Três perguntas para... Synésio Batista da Costa, presidente da Abrinq
1) Existe o debate de gênero na indústria e expectativa de que os brinquedos sejam mais unificados?
A divisão de gênero não é acentuada no brinquedo e existem alguns valores da sociedade que não queremos quebrar. Não temos nada contra o avanço da sociedade, mas o brinquedo não transforma, ajudamos a construir o cidadão. A gente não quer entrar no debate e não vamos transformar nossos brinquedos em “unissex”. Não queremos desagradar as crianças, vamos fazendo brinquedos cada vez mais lúdicos, que despertam a fantasia, a imaginação.
2) O que se destaca na venda de brinquedos hoje?
Bonecos e bonecas, principalmente para meninas. Representam 40% do mercado. A menina é nossa melhor cliente porque é mais fiel, ela brinca de boneca até ficar moça e continua decorando o quarto. Os jogos de tabuleiro também têm venda significativa, perto de 12%, e vêm crescendo. A razão é que as crianças não querem mais brincar sozinhas e os brasileiros preferem produtos para interagir, não de apertar um botão para que o brinquedo faça tudo.
3) E o pedido das meninas por mais brinquedos de raciocínio, elas são atendidas?

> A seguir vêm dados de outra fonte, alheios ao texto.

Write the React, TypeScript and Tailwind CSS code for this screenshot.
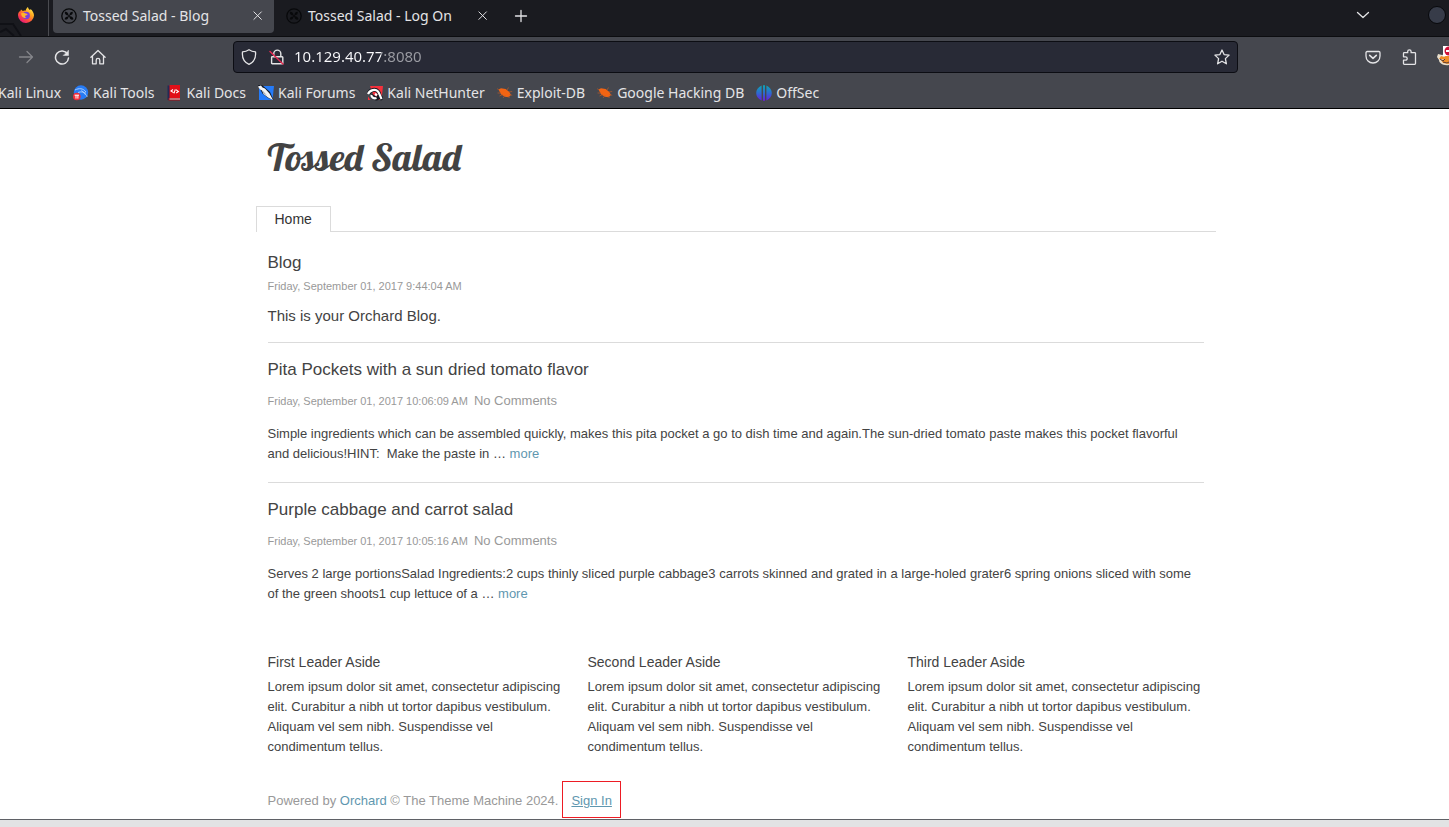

A mãe da menina evita dar a panelinha, o fogãozinho, ela conspira contra de forma positiva. A maioria dos brinquedos fabricados hoje fazem as meninas e meninos pensarem, raciocinarem e aprenderem a tomar decisões. O brinquedo miniaturiza o mundo adulto, que ela vai viver daqui a pouco. Quanto aos meninos, nunca tivemos uma procura por vassoura, rodo, panelas para eles. Se tivesse, chegaria à indústria e ela iria fazer com certeza. Não se brinca por causa do gênero, mas pelo entretenimento.